Because a change order is a substantive modification to the original agreement between the owner and the contractor, the design professional does not have the authority to direct and approve this change without the agreement of the two parties to the contract (owner and contractor). However, there are limited circumstances where a design professional can order modifications without prior approval of the owner or contractor.
This is not to say that design professionals are not involved in the change order process. The design professional may be the party recommending a change order or, if the change order is requested by the contractor, the design professional is usually involved in the review and negotiation of the change order on behalf of the owner.
When the need for a modification arises, the parties can usually reach an agreement on the terms of a change order; however, this is not always the case. Disagreements can arise between the parties over the compensation to be paid or the amount of time that should be granted as a result of a modification.
If these disputes are not timely resolved, there is a risk that a project could be delayed. To avoid these types of delays, the EJCDC and the AIA documents both include a mechanism to allow the work included in a modification to proceed while the parties work out the terms of the modifications. In the AIA document, this is called a Construction Change Directive and in the EJCDC document it is called a Work Change Directive.
The definition of a Work Change Directive, as defined in the EJCDC C-700, does not change the contract price or contract times.
Work Change Directive -- A written statement to Contractor issued on or after the Effective Date of the Agreement and signed by Owner and recommended by Engineer ordering an addition, deletion, or revision in the Work, or responding to differing or unforeseen subsurface or physical conditions under which the Work is to be performed or to emergencies. A Work Change Directive will not change the Contract Price or the Contract Times but is evidence that the parties expect that the change ordered or documented by a Work Change Directive will be incorporated in a subsequently issued Change Order following negotiations by the parties as to its effect, if any, on the Contract price or Contract Times.

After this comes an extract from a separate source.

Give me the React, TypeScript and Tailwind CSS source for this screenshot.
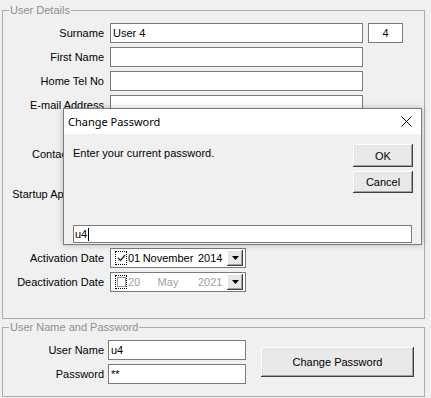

Likewise, a Construction Change Directive, as defined in the AIA A-201 document, may be issued before there is any agreement on the adjustment of the contract sum or the contract time.

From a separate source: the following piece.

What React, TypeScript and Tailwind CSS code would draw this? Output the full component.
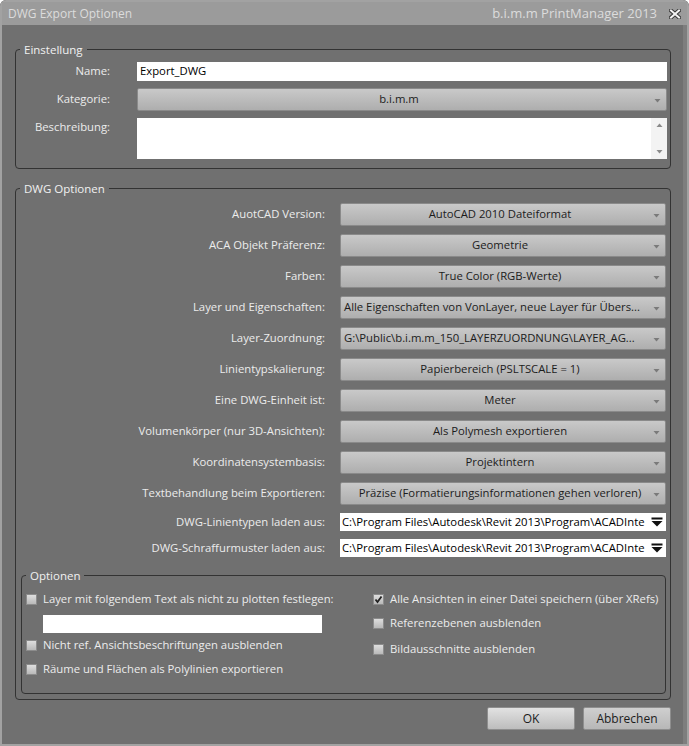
import React from "react";

const font = { fontFamily: '"Open Sans", "Noto Sans", sans-serif' };

function Arrow() {
  return (
    <svg width="7" height="5" viewBox="0 0 7 5" className="shrink-0">
      <path d="M0.5 1 L6.5 1 L3.5 4.5 Z" fill="#7a7a7a" />
    </svg>
  );
}

function Combo({ text, left }: { text: string; left?: boolean }) {
  return (
    <div className="relative h-[23px] w-full min-w-0 rounded-[2px] border border-[#8a8a8a] bg-gradient-to-b from-[#c9c9c9] to-[#aeaeae] flex items-center text-[11.3px] text-[#1c1c1c]">
      <div className={"flex-1 min-w-0 whitespace-nowrap " + (left ? "pl-[3px] pr-[16px]" : "text-center pr-[6px]")}>{text}</div>
      <div className="absolute right-[5px] top-[9px]">
        <Arrow />
      </div>
    </div>
  );
}

function FileInput({ text }: { text: string }) {
  return (
    <div className="h-[18px] w-full min-w-0 bg-white flex items-center text-[11.3px] text-black">
      <div className="flex-1 min-w-0 whitespace-nowrap pl-[2px]">{text}</div>
      <svg width="12" height="10" viewBox="0 0 12 10" className="mx-[3px] shrink-0">
        <rect x="0.5" y="0.5" width="11" height="2" fill="#111" />
        <path d="M0.5 4 L11.5 4 L6 9.5 Z" fill="#111" />
      </svg>
    </div>
  );
}

function Check({ checked }: { checked?: boolean }) {
  return (
    <div className="w-[11px] h-[11px] shrink-0 border border-[#8c8c8c] bg-gradient-to-b from-[#dedede] to-[#b9b9b9] flex items-center justify-center">
      {checked && (
        <svg width="9" height="9" viewBox="0 0 9 9">
          <path d="M1.5 4.5 L3.5 7 L7.5 1.5" stroke="#222" strokeWidth="1.8" fill="none" />
        </svg>
      )}
    </div>
  );
}

function CheckRow({ label, checked }: { label: string; checked?: boolean }) {
  return (
    <div className="flex items-center gap-[6px] h-[18px] text-[11.3px] text-[#ececec]">
      <Check checked={checked} />
      <span className="whitespace-nowrap">{label}</span>
    </div>
  );
}

const rows: { label: string; value: string; left?: boolean }[] = [
  { label: "AuotCAD Version:", value: "AutoCAD 2010 Dateiformat" },
  { label: "ACA Objekt Präferenz:", value: "Geometrie" },
  { label: "Farben:", value: "True Color (RGB-Werte)" },
  { label: "Layer und Eigenschaften:", value: "Alle Eigenschaften von VonLayer, neue Layer für Übers...", left: true },
  { label: "Layer-Zuordnung:", value: "G:\\Public\\b.i.m.m_150_LAYERZUORDNUNG\\LAYER_AG...", left: true },
  { label: "Linientypskalierung:", value: "Papierbereich (PSLTSCALE = 1)" },
  { label: "Eine DWG-Einheit ist:", value: "Meter" },
  { label: "Volumenkörper (nur 3D-Ansichten):", value: "Als Polymesh exportieren" },
  { label: "Koordinatensystembasis:", value: "Projektintern" },
  { label: "Textbehandlung beim Exportieren:", value: "Präzise (Formatierungsinformationen gehen verloren)" },
];

const labelCls = "w-[309px] shrink-0 text-right text-[11.3px] text-[#ececec] whitespace-nowrap";

export default function App() {
  return (
    <div style={font} className="w-[689px] h-[746px] overflow-hidden bg-[#4f4f4f] rounded-t-[6px]">
      <div className="w-full h-full border-[2px] border-[#a2a2a2] rounded-t-[5px] flex flex-col bg-[#707070]">
        {/* Title bar */}
        <div className="h-[23px] shrink-0 bg-[#9b9b9b] flex items-center pl-[6px] pr-[6px] text-[12px] text-[#dcdcdc]">
          <span className="flex-1">DWG Export Optionen</span>
          <span className="text-[13px] mr-[12px]">b.i.m.m PrintManager 2013</span>
          <svg width="12" height="10" viewBox="0 0 12 10">
            <path d="M2 1.5 L10 8.5 M10 1.5 L2 8.5" stroke="#3a3a3a" strokeWidth="4" strokeLinecap="square" />
            <path d="M2 1.5 L10 8.5 M10 1.5 L2 8.5" stroke="#f4f4f4" strokeWidth="2" strokeLinecap="square" />
          </svg>
        </div>

        <div className="flex-1 min-w-0 flex flex-col pl-[13px] pr-[12px] border-r-[4px] border-[#7e7e7e]">
          {/* Einstellung */}
          <fieldset className="min-w-0 mt-[16px] border border-[#333333] rounded-[4px] pr-[3px] pb-[9px]">
            <legend className="ml-[4px] px-[4px] text-[11.5px] leading-[17px] text-[#f0f0f0]">Einstellung</legend>
            <div className="flex flex-col gap-[7px] pt-[4px]">
              <div className="flex items-center gap-[27px]">
                <div className="w-[94px] text-right text-[11.3px] text-[#ececec]">Name:</div>
                <div className="flex-1 h-[19px] bg-white flex items-center pl-[3px] text-[11.3px] text-black">Export_DWG</div>
              </div>
              <div className="flex items-center gap-[27px]">
                <div className="w-[94px] text-right text-[11.3px] text-[#ececec]">Kategorie:</div>
                <div className="flex-1 min-w-0">
                  <Combo text="b.i.m.m" />
                </div>
              </div>
              <div className="flex items-start gap-[27px]">
                <div className="w-[94px] text-right text-[11.3px] text-[#ececec] pt-[1px]">Beschreibung:</div>
                <div className="flex-1 h-[41px] bg-white flex justify-end">
                  <div className="w-[16px] h-full bg-[#f3f3f3] flex flex-col items-center justify-between py-[5px]">
                    <svg width="7" height="5" viewBox="0 0 7 5"><path d="M0.5 4 L6.5 4 L3.5 0.5 Z" fill="#8a8a8a" /></svg>
                    <svg width="7" height="5" viewBox="0 0 7 5"><path d="M0.5 1 L6.5 1 L3.5 4.5 Z" fill="#8a8a8a" /></svg>
                  </div>
                </div>
              </div>
            </div>
          </fieldset>

          {/* DWG Optionen */}
          <fieldset className="min-w-0 mt-[11px] border border-[#333333] rounded-[4px] pr-[4px] pb-[5px]">
            <legend className="ml-[4px] px-[4px] text-[11.5px] leading-[17px] text-[#f0f0f0]">DWG Optionen</legend>
            <div className="flex flex-col gap-[8px] pt-[6px]">
              {rows.map((r) => (
                <div key={r.label} className="flex items-center gap-[15px] min-w-0">
                  <div className={labelCls}>{r.label}</div>
                  <div className="flex-1 min-w-0">
                    <Combo text={r.value} left={r.left} />
                  </div>
                </div>
              ))}
              <div className="flex items-center gap-[15px] min-w-0">
                <div className={labelCls}>DWG-Linientypen laden aus:</div>
                <div className="flex-1 min-w-0">
                  <FileInput text="C:\Program Files\Autodesk\Revit 2013\Program\ACADInte" />
                </div>
              </div>
              <div className="flex items-center gap-[15px] min-w-0">
                <div className={labelCls}>DWG-Schraffurmuster laden aus:</div>
                <div className="flex-1 min-w-0">
                  <FileInput text="C:\Program Files\Autodesk\Revit 2013\Program\ACADInte" />
                </div>
              </div>
            </div>

            {/* Optionen */}
            <fieldset className="min-w-0 mt-[10px] ml-[5px] border border-[#333333] rounded-[4px] pb-[15px]">
              <legend className="ml-[4px] px-[4px] text-[11.5px] leading-[17px] text-[#f0f0f0]">Optionen</legend>
              <div className="flex pt-[6px] pl-[4px]">
                <div className="w-[347px] flex flex-col">
                  <CheckRow label="Layer mit folgendem Text als nicht zu plotten festlegen:" />
                  <div className="ml-[17px] mt-[7px] w-[279px] h-[18px] bg-white" />
                  <div className="mt-[3px]">
                    <CheckRow label="Nicht ref. Ansichtsbeschriftungen ausblenden" />
                  </div>
                  <div className="mt-[6px]">
                    <CheckRow label="Räume und Flächen als Polylinien exportieren" />
                  </div>
                </div>
                <div className="flex flex-col">
                  <CheckRow label="Alle Ansichten in einer Datei speichern (über XRefs)" checked />
                  <div className="mt-[6px]">
                    <CheckRow label="Referenzebenen ausblenden" />
                  </div>
                  <div className="mt-[8px]">
                    <CheckRow label="Bildausschnitte ausblenden" />
                  </div>
                </div>
              </div>
            </fieldset>
          </fieldset>

          {/* Buttons */}
          <div className="flex justify-end gap-[8px] mt-[7px]">
            <button className="w-[88px] h-[23px] rounded-[2px] border border-[#8e8e8e] bg-gradient-to-b from-[#e2e2e2] to-[#bdbdbd] text-[12px] text-[#1c1c1c]">OK</button>
            <button className="w-[88px] h-[23px] rounded-[2px] border border-[#8e8e8e] bg-gradient-to-b from-[#cfcfcf] to-[#b7b7b7] text-[12px] text-[#1c1c1c]">Abbrechen</button>
          </div>
        </div>
      </div>
    </div>
  );
}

A Construction Change Directive is a written order prepared by the Architect and signed by the Owner and Architect, directing a change in the Work prior to agreement on adjustment, if any, in the Contract Sum or Contract Time, or both. The Owner may by Construction Change Directive, without invalidating the Contract, order changes in the Work within the general scope of the Contract consisting of additions, deletions or other revisions, the Contract Sum and Contract Time being adjusted accordingly.

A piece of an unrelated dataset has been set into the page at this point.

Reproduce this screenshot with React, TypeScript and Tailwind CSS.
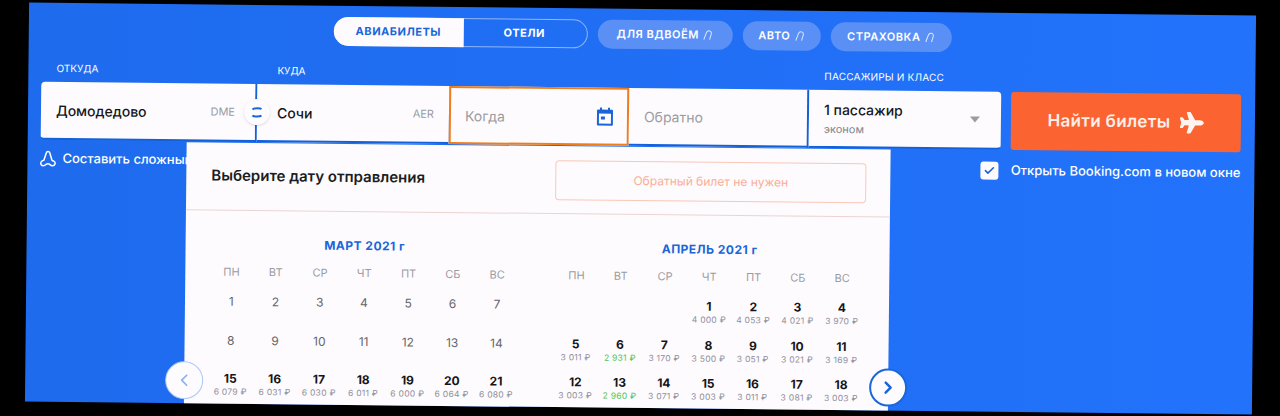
import { FaPlane } from "react-icons/fa";
import { ChevronLeft, ChevronRight, Check } from "lucide-react";

const WEEK = ["ПН", "ВТ", "СР", "ЧТ", "ПТ", "СБ", "ВС"];

type Day = { d?: number; price?: string; green?: boolean };

const MARCH: Day[] = [
  { d: 1 }, { d: 2 }, { d: 3 }, { d: 4 }, { d: 5 }, { d: 6 }, { d: 7 },
  { d: 8 }, { d: 9 }, { d: 10 }, { d: 11 }, { d: 12 }, { d: 13 }, { d: 14 },
  { d: 15, price: "6 079 ₽" }, { d: 16, price: "6 031 ₽" }, { d: 17, price: "6 030 ₽" }, { d: 18, price: "6 011 ₽" },
  { d: 19, price: "6 000 ₽" }, { d: 20, price: "6 064 ₽" }, { d: 21, price: "6 080 ₽" },
];

const APRIL: Day[] = [
  {}, {}, {},
  { d: 1, price: "4 000 ₽" }, { d: 2, price: "4 053 ₽" }, { d: 3, price: "4 021 ₽" }, { d: 4, price: "3 970 ₽" },
  { d: 5, price: "3 011 ₽" }, { d: 6, price: "2 931 ₽", green: true }, { d: 7, price: "3 170 ₽" }, { d: 8, price: "3 500 ₽" },
  { d: 9, price: "3 051 ₽" }, { d: 10, price: "3 021 ₽" }, { d: 11, price: "3 169 ₽" },
  { d: 12, price: "3 003 ₽" }, { d: 13, price: "2 960 ₽", green: true }, { d: 14, price: "3 071 ₽" }, { d: 15, price: "3 003 ₽" },
  { d: 16, price: "3 011 ₽" }, { d: 17, price: "3 081 ₽" }, { d: 18, price: "3 003 ₽" },
];

function ArchIcon() {
  return (
    <svg width="10" height="11" viewBox="0 0 10 11" fill="none" stroke="currentColor" strokeWidth="1" className="opacity-80">
      <path d="M1 10 3.6 3C4.2 1.4 5.4 1 6.6 1.2 8.2 1.5 8.8 2.8 8.4 4.4L6.8 10" />
    </svg>
  );
}

function RouteIcon() {
  return (
    <svg width="17" height="18" viewBox="0 0 17 18" fill="none" stroke="white" strokeWidth="1.5" strokeLinejoin="round">
      <path d="M6.8 3C7.2 1.4 9.8 1.4 10.2 3L12.6 10.6C15.4 11 16.4 13.2 15.2 15 14 16.4 12 16.2 10.8 15 9.4 13.8 7.6 13.8 6.2 15 5 16.2 3 16.4 1.8 15 .6 13.2 1.6 11 4.4 10.6Z" />
    </svg>
  );
}

function CalendarIcon() {
  return (
    <svg width="18" height="20" viewBox="0 0 18 20" fill="#1a66d9">
      <path d="M4 1h2v2h6V1h2v2h2a1 1 0 0 1 1 1v14a1 1 0 0 1-1 1H2a1 1 0 0 1-1-1V4a1 1 0 0 1 1-1h2V1Zm-1 6v10h12V7H3Z" />
      <rect x="5" y="10" width="4" height="3" />
    </svg>
  );
}

function SwapIcon() {
  return (
    <svg width="12" height="13" viewBox="0 0 12 13" fill="none" stroke="#1a66d9" strokeWidth="2">
      <path d="M1.5 3.5C3 2 9 2 10.5 3" />
      <path d="M1.5 9.5C3 11 9 11 10.5 9.5" />
    </svg>
  );
}

function Month({ title, days }: { title: string; days: Day[] }) {
  return (
    <div className="w-[310px]">
      <div className="text-center text-[12px] leading-4 font-bold tracking-[0.04em] text-[#1a66d9]">{title}</div>
      <div className="grid grid-cols-7 mt-[12px] mb-[16px]">
        {WEEK.map((w) => (
          <div key={w} className="text-center text-[11px] leading-[14px] text-[#9b9ba3]">
            {w}
          </div>
        ))}
      </div>
      <div className="grid grid-cols-7">
        {days.map((day, i) => (
          <div key={i} className="h-[38.5px] flex flex-col items-center">
            {day.d && (
              <span className={`text-[12px] leading-[14px] ${day.price ? "font-bold text-[#15151a]" : "text-[#66666c]"}`}>
                {day.d}
              </span>
            )}
            {day.price && (
              <span className={`text-[8.5px] leading-3 tracking-[0.03em] ${day.green ? "text-[#3fc95a]" : "text-[#8f8f9c]"}`}>
                {day.price}
              </span>
            )}
          </div>
        ))}
      </div>
    </div>
  );
}

export default function App() {
  return (
    <div className="w-[1280px] h-[416px] bg-black overflow-hidden font-['Inter',sans-serif] pl-[27px] pt-[9px]">
      <div className="relative w-[1227px] h-[399px] rotate-[0.6deg] overflow-hidden bg-gradient-to-r from-[#1e6bee] to-[#2272fb]">
        {/* tabs */}
        <div className="flex justify-center gap-[10px] pt-[11px]">
          <div className="flex w-[254px] h-[29px] rounded-full border border-white/50 text-[11px] font-bold tracking-[0.05em]">
            <div className="w-[130px] -m-px rounded-l-full bg-[#fdfbfd] text-[#1a66d9] flex items-center justify-center">
              АВИАБИЛЕТЫ
            </div>
            <div className="flex-1 text-white flex items-center justify-center">ОТЕЛИ</div>
          </div>
          <div className="w-[135px] h-[29px] rounded-full bg-[#5a90f6] text-white text-[11px] font-semibold tracking-[0.05em] flex items-center justify-center gap-1">
            ДЛЯ ВДВОЁМ <ArchIcon />
          </div>
          <div className="w-[78px] h-[29px] rounded-full bg-[#5a90f6] text-white text-[11px] font-semibold tracking-[0.05em] flex items-center justify-center gap-1">
            АВТО <ArchIcon />
          </div>
          <div className="w-[121px] h-[29px] rounded-full bg-[#5a90f6] text-white text-[11px] font-semibold tracking-[0.05em] flex items-center justify-center gap-1">
            СТРАХОВКА <ArchIcon />
          </div>
        </div>

        {/* search form */}
        <div className="mt-[17px] ml-[13px] grid grid-cols-[216px_192px_180px_180px_192px_10px_230px] grid-rows-[22px_58px_auto] w-fit">
          <div className="pl-[15px] text-[10px] leading-4 text-white">ОТКУДА</div>
          <div className="pl-[20px] text-[10px] leading-4 text-white">КУДА</div>
          <div />
          <div />
          <div className="pl-[15px] text-[10px] leading-4 text-white tracking-[0.02em]">ПАССАЖИРЫ И КЛАСС</div>
          <div />
          <div />

          <div className="bg-[#fdfbfd] rounded-l border-r-2 border-b-2 border-[#1460d6] pl-[15px] pr-[20px] flex items-center justify-between">
            <span className="text-[14px] font-medium text-[#15151a]">Домодедово</span>
            <span className="text-[11px] text-[#9b9ba3]">DME</span>
          </div>
          <div className="bg-[#fdfbfd] border-b-2 border-[#1460d6] pl-[20px] pr-[15px] flex items-center justify-between">
            <span className="text-[14px] font-medium text-[#15151a]">Сочи</span>
            <span className="text-[11px] text-[#9b9ba3]">AER</span>
          </div>
          <div className="bg-[#fdfbfd] border-2 border-[#ef7d1a] pl-[14px] pr-[13px] flex items-center justify-between">
            <span className="text-[14px] text-[#9b9ba3]">Когда</span>
            <CalendarIcon />
          </div>
          <div className="bg-[#fdfbfd] border-r-2 border-b-2 border-[#1460d6] pl-[15px] flex items-center">
            <span className="text-[14px] text-[#9b9ba3]">Обратно</span>
          </div>
          <div className="bg-[#fdfbfd] rounded-r border-b-2 border-[#1460d6] pl-[15px] pr-[21px] flex items-center justify-between">
            <div className="flex flex-col gap-[3px]">
              <span className="text-[14px] leading-[18px] font-medium text-[#15151a]">1 пассажир</span>
              <span className="text-[11px] leading-[14px] text-[#85858d]">эконом</span>
            </div>
            <span className="w-0 h-0 border-x-[5px] border-x-transparent border-t-[6px] border-t-[#9b9ba3]" />
          </div>
          <div />
          <button className="bg-[#fb6431] rounded-[3px] text-[#fdeee8] text-[17px] font-semibold tracking-[0.02em] flex items-center justify-center gap-[10px]">
            Найти билеты <FaPlane className="text-[#fdf4f0] text-[24px]" />
          </button>

          <div className="col-span-5 pt-[9px] flex items-center gap-[6px] text-[13px] font-medium text-white self-start -ml-px">
            <RouteIcon />
            Составить сложный маршрут
          </div>
          <div />
          <div className="col-start-7 pt-[11px] flex items-center justify-end gap-[12px] whitespace-nowrap text-[13px] font-medium text-white -ml-[40px]">
            <span className="w-[18px] h-[18px] rounded-[3px] bg-[#fdfbfd] flex items-center justify-center shrink-0">
              <Check size={12} strokeWidth={3} className="text-[#1460d6]" />
            </span>
            Открыть Booking.com в новом окне
          </div>
        </div>

        {/* date dropdown */}
        <div className="absolute left-[159px] top-[138px] w-[704px] h-[290px] bg-[#fdfbfd]">
          <div className="h-[68px] border-b border-[#ecd4d2] pl-[25px] pr-[24px] flex items-center justify-between">
            <span className="text-[15px] font-semibold text-[#1c1c22]">Выберите дату отправления</span>
            <div className="w-[311px] h-[40px] rounded border border-[#f9c8b8] text-[12px] text-[#f9ae98] flex items-center justify-center">
              Обратный билет не нужен
            </div>
          </div>
          <div className="pt-[26px] pl-[24px] flex gap-[35px]">
            <Month title="МАРТ 2021 г" days={MARCH} />
            <Month title="АПРЕЛЬ 2021 г" days={APRIL} />
          </div>
          <button className="absolute -left-[19px] top-[219px] w-[38px] h-[38px] rounded-full bg-[#fdfbfd] border border-[#a9c6f5] flex items-center justify-center">
            <ChevronLeft size={20} className="text-[#8db0ea]" />
          </button>
          <button className="absolute -right-[19px] top-[219px] w-[38px] h-[38px] rounded-full bg-[#fdfbfd] border-2 border-[#1a66d9] flex items-center justify-center">
            <ChevronRight size={20} strokeWidth={3} className="text-[#1a66d9]" />
          </button>
        </div>

        {/* swap button */}
        <div className="absolute z-10 left-[216px] top-[94px] w-[26px] h-[26px] rounded-full bg-[#fdfbfd] shadow flex items-center justify-center">
          <SwapIcon />
        </div>
      </div>
    </div>
  );
}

The Work Change Directive and Construction Change Directive have mutual benefits to the owner and the contractor. For the owner, these modification provisions allow the work to proceed without delays related to the negotiation of a change order. For the contractor, they allow the contractor to proceed with the work with the security of having owner authorization to perform the work.
When a work change directive or construction change directive is issued, the intent is that the parties will resolve the related issues through negotiation, which will result in a change order. However, in the event the parties are unable to successfully negotiate a change order, the parties may then resort to the dispute resolution procedures included in the contract documents for the project, which is a topic for an entirely different article.
The last type of modification is the simplest one; it allows the design professional to require minor changes in the work. The EJCDC document refers to this type of modification as a Field Work Order, and the AIA document refers to it as a Minor Changes in the Work Order. The purpose of this type of modification is to allow the design professional to order minor changes that are consistent with the original design. They are not intended to enable the design professional to add or delete scope to the project.
In the EJCDC C-700 document, a Field Work Order is defined in Paragraph 9.04.A.
Engineer may authorize minor variations in the Work from the requirements of the Contract Documents which do not involve an adjustment in the Contract Price or the Contract Times and are compatible with the design concept of the completed Project as a functioning whole as indicated by the Contract Documents. These may be accomplished by a Field Order and will be binding on Owner and also on Contractor, who shall perform the Work involved promptly.
The AIA A201 document defines Minor Changes in the Work in Section 7.4.
The Architect has the authority to order minor changes in the Work not involving adjustment in the Contract Sum or extension of the Contract Time and not inconsistent with the intent of the Contract Documents. Such changes will be effected by written order signed by the Architect and shall be binding on the Owner and Contractor.
The Field Work Order in the EJCDC C-700 document and the Minor Changes in the Work Order in the AIA A-201 document effectively operate the same way. They give the design professional the authority to order changes to the work, but only to the extent that these orders do not affect price or time. Further, the design professional can issue these orders without approval by the owner and/or agreement by the contractor.
It is possible that a contractor may disagree that the Field Work Order or Minor Changes in the Work Order do not impact time or price. If a contractor believes that he or she is entitled to either time or money for this type of order, the contractor should raise this issue at the time the order is issued and not after the work is performed. Most standard contracts do not give the design professional the authority to act on behalf of the owner without owner approval. More importantly, under Ohio law and on public projects, the contractor would likely be barred from recovery without prior approval by the owner.